### What the task requires
Write out the material exactly, leaving every picture behind.

### Source excerpt
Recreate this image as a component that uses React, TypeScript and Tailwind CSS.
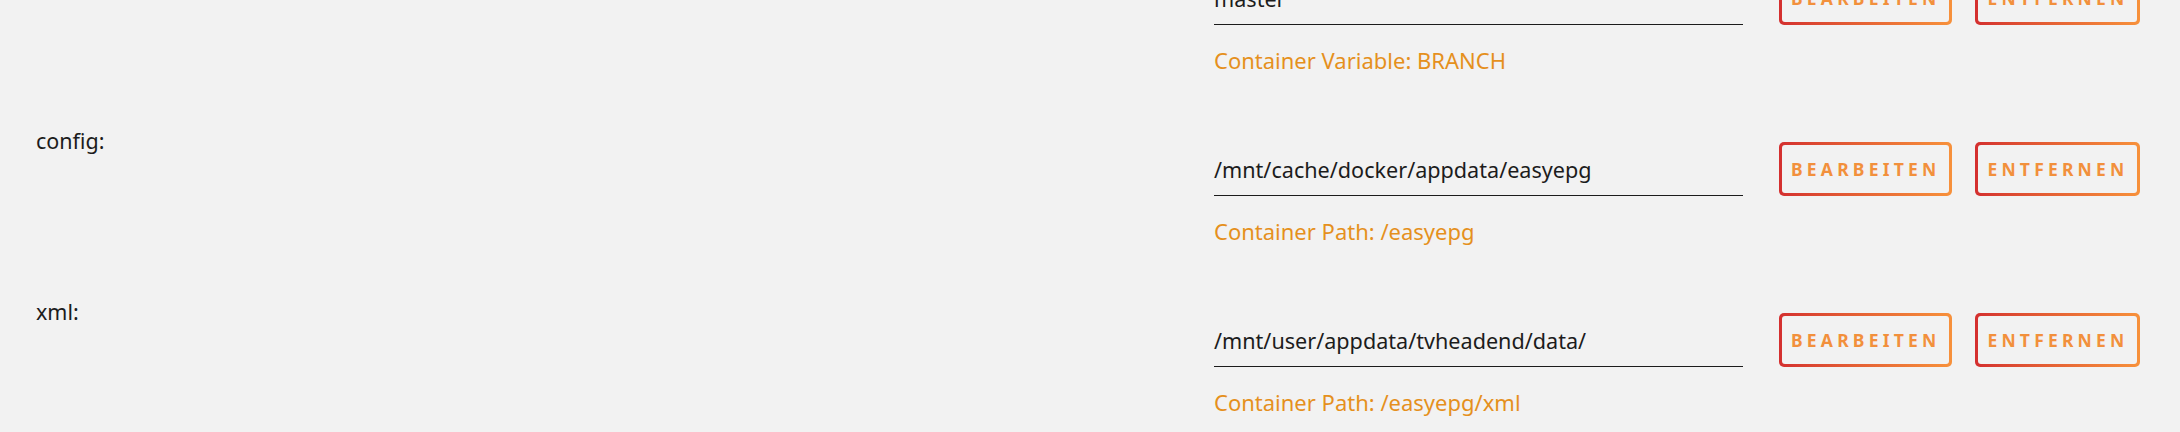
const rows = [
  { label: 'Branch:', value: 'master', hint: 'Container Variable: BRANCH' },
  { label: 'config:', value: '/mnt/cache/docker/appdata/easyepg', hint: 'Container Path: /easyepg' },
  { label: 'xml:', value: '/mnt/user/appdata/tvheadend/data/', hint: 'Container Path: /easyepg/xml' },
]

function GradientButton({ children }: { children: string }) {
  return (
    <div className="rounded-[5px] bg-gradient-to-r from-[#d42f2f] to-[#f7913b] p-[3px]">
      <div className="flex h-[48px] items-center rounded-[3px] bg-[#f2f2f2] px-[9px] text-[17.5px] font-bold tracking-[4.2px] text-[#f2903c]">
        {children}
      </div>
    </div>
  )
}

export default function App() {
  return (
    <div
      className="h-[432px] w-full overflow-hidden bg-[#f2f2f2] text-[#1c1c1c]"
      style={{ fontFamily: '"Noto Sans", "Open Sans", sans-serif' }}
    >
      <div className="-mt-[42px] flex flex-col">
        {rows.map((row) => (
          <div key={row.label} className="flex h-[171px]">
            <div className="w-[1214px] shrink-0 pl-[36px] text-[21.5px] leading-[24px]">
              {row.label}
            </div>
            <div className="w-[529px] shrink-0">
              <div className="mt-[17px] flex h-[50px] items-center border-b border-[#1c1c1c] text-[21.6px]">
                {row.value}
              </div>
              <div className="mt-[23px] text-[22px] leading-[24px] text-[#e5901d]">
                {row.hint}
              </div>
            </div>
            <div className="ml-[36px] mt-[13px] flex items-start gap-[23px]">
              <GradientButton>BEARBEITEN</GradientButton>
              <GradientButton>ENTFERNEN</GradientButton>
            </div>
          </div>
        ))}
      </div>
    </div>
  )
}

### Finished task
Recreate this image as a component that uses React, TypeScript and Tailwind CSS.
const rows = [
  { label: 'Branch:', value: 'master', hint: 'Container Variable: BRANCH' },
  { label: 'config:', value: '/mnt/cache/docker/appdata/easyepg', hint: 'Container Path: /easyepg' },
  { label: 'xml:', value: '/mnt/user/appdata/tvheadend/data/', hint: 'Container Path: /easyepg/xml' },
]

function GradientButton({ children }: { children: string }) {
  return (
    <div className="rounded-[5px] bg-gradient-to-r from-[#d42f2f] to-[#f7913b] p-[3px]">
      <div className="flex h-[48px] items-center rounded-[3px] bg-[#f2f2f2] px-[9px] text-[17.5px] font-bold tracking-[4.2px] text-[#f2903c]">
        {children}
      </div>
    </div>
  )
}

export default function App() {
  return (
    <div
      className="h-[432px] w-full overflow-hidden bg-[#f2f2f2] text-[#1c1c1c]"
      style={{ fontFamily: '"Noto Sans", "Open Sans", sans-serif' }}
    >
      <div className="-mt-[42px] flex flex-col">
        {rows.map((row) => (
          <div key={row.label} className="flex h-[171px]">
            <div className="w-[1214px] shrink-0 pl-[36px] text-[21.5px] leading-[24px]">
              {row.label}
            </div>
            <div className="w-[529px] shrink-0">
              <div className="mt-[17px] flex h-[50px] items-center border-b border-[#1c1c1c] text-[21.6px]">
                {row.value}
              </div>
              <div className="mt-[23px] text-[22px] leading-[24px] text-[#e5901d]">
                {row.hint}
              </div>
            </div>
            <div className="ml-[36px] mt-[13px] flex items-start gap-[23px]">
              <GradientButton>BEARBEITEN</GradientButton>
              <GradientButton>ENTFERNEN</GradientButton>
            </div>
          </div>
        ))}
      </div>
    </div>
  )
}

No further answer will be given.